Enhance content and relevance
Ensure the content on the page is highly relevant to what the user expected when they arrived. If a user clicks on an ad promising a specific product and lands on a generic category page, they might leave. Make sure your content is engaging, easy to read, and directly addresses the user's needs or questions. For blog posts, consider adding related articles or internal links to keep readers engaged.
Optimize calls to action (CTAs)
Every page should ideally have a clear purpose and a next step for the user. If your product page has a high exit rate, is the 'add to cart' button prominent enough? Is there a clear offer or reason to continue? Make sure your CTAs are visible, compelling, and guide the user towards conversion or another relevant page.
Improve page loading speed
Slow-loading pages frustrate users and often lead to them leaving before the content even loads. Use tools to check your page speed and optimize images, code, and server response times. A faster website provides a smoother user experience, reducing the likelihood of an early exit.
Simplify navigation and internal linking
Make it easy for users to find what they're looking for and explore other parts of your site. Clear menus, breadcrumbs, and well-placed internal links within your content can guide users to related products, services, or information, preventing them from feeling lost and exiting.
Best practices for monitoring exit rate
Monitoring exit rate effectively involves more than just looking at a single number. It requires context and strategic analysis.
Understand the page's purpose
Always consider the goal of each page. An exit from a checkout confirmation page is usually a good thing, as the user has completed their task. An exit from a critical product detail page or a key information page, however, might indicate a problem. Categorize your pages and set expectations for their exit rates accordingly.
Segment your audience
Look at exit rates for different groups of visitors. Are new visitors leaving more often than returning visitors? Are users from specific traffic sources (e.g., social media, paid ads, organic search) exiting more frequently? Segmenting data can reveal specific issues affecting certain user groups and help you tailor solutions.
Combine with other metrics
Exit rate is most powerful when viewed alongside other analytics like time on page, bounce rate, conversion rate, and user flow reports. This holistic view helps you understand the full user journey and identify where the friction points truly lie. For example, a high exit rate combined with a very low time on page suggests users are quickly deciding the page isn't for them.
Regularly test and iterate
Use A/B testing to try different versions of problematic pages. Test new headlines, different CTA button colors, revised content layouts, or even different image placements. Continuously analyze the results and make data-driven improvements to reduce unwanted exits.

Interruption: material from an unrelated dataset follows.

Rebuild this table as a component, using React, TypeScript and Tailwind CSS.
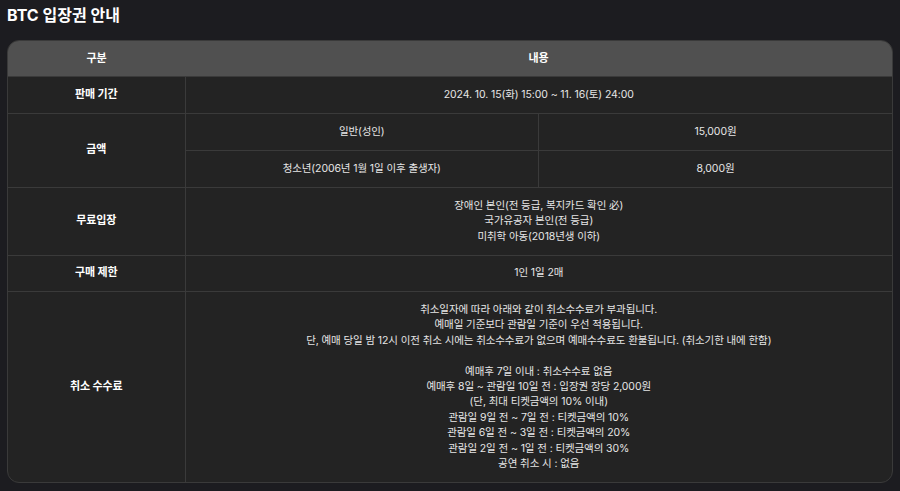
const cell = "border border-[#3a3a3a] text-center align-middle px-2 py-[9px]";
const label = `${cell} font-bold text-white text-[11px]`;

const cancelLines = [
  "취소일자에 따라 아래와 같이 취소수수료가 부과됩니다.",
  "예매일 기준보다 관람일 기준이 우선 적용됩니다.",
  "단, 예매 당일 밤 12시 이전 취소 시에는 취소수수료가 없으며 예매수수료도 환불됩니다. (취소기한 내에 한함)",
  "",
  "예매후 7일 이내 : 취소수수료 없음",
  "예매후 8일 ~ 관람일 10일 전 : 입장권 장당 2,000원",
  "(단, 최대 티켓금액의 10% 이내)",
  "관람일 9일 전 ~ 7일 전 : 티켓금액의 10%",
  "관람일 6일 전 ~ 3일 전 : 티켓금액의 20%",
  "관람일 2일 전 ~ 1일 전 : 티켓금액의 30%",
  "공연 취소 시 : 없음",
];

export default function App() {
  return (
    <div
      className="min-h-[491px] bg-[#1c1c20] px-[7px] pt-[4px] pb-2 text-[#e6e6e6]"
      style={{ fontFamily: 'Inter, "Noto Sans CJK KR", sans-serif' }}
    >
      <h2 className="text-[16px] font-bold text-white leading-[22px] mb-[14px]">BTC 입장권 안내</h2>

      <div className="rounded-[12px] overflow-hidden border border-[#3a3a3a] bg-[#232323]">
        <table className="w-full table-fixed border-collapse border-hidden text-[10.5px] tracking-[-0.1px] leading-[15.4px]">
          <colgroup>
            <col className="w-[177px]" />
            <col />
            <col />
          </colgroup>
          <thead>
            <tr className="bg-[#505050] h-[35px]">
              <th className="text-center font-bold text-white text-[11px] px-2">구분</th>
              <th colSpan={2} className="text-center font-bold text-white text-[11px] px-2">내용</th>
            </tr>
          </thead>
          <tbody>
            <tr className="h-[37px]">
              <td className={label}>판매 기간</td>
              <td colSpan={2} className={cell}>2024. 10. 15(화) 15:00 ~ 11. 16(토) 24:00</td>
            </tr>
            <tr className="h-[37px]">
              <td rowSpan={2} className={label}>금액</td>
              <td className={cell}>일반(성인)</td>
              <td className={cell}>15,000원</td>
            </tr>
            <tr className="h-[37px]">
              <td className={cell}>청소년(2006년 1월 1일 이후 출생자)</td>
              <td className={cell}>8,000원</td>
            </tr>
            <tr className="h-[68px]">
              <td className={label}>무료입장</td>
              <td colSpan={2} className={cell}>
                <p>장애인 본인(전 등급, 복지카드 확인 必)</p>
                <p>국가유공자 본인(전 등급)</p>
                <p>미취학 아동(2018년생 이하)</p>
              </td>
            </tr>
            <tr className="h-[36px]">
              <td className={label}>구매 제한</td>
              <td colSpan={2} className={cell}>1인 1일 2매</td>
            </tr>
            <tr className="h-[191px]">
              <td className={label}>취소 수수료</td>
              <td colSpan={2} className={cell}>
                {cancelLines.map((line, i) => (
                  <p key={i} className="min-h-[15.4px]">{line}</p>
                ))}
              </td>
            </tr>
          </tbody>
        </table>
      </div>
    </div>
  );
}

By regularly analyzing your exit rates and implementing improvements based on your findings, you can significantly enhance your website's performance and guide more visitors toward their desired actions.
Real-world examples
E-commerce product page exit
An online shoe store notices a high exit rate on a specific product page for running shoes. Upon investigation, they find the page loads slowly and the product description is unclear. They optimize images and rewrite the description, leading to a reduced exit rate and more "add to cart" clicks.
Blog post exit
A marketing agency's blog post about "SEO best practices" has a high exit rate. Analytics show readers spend little time on the page. The agency adds more internal links to related articles and a clear call-to-action to download an SEO guide, encouraging readers to stay on the site longer.
Common mistakes to avoid
- Confusing exit rate with bounce rate.
- Assuming all high exit rates are bad without considering the page's purpose.
- Not looking at exit rate in conjunction with other user behavior metrics.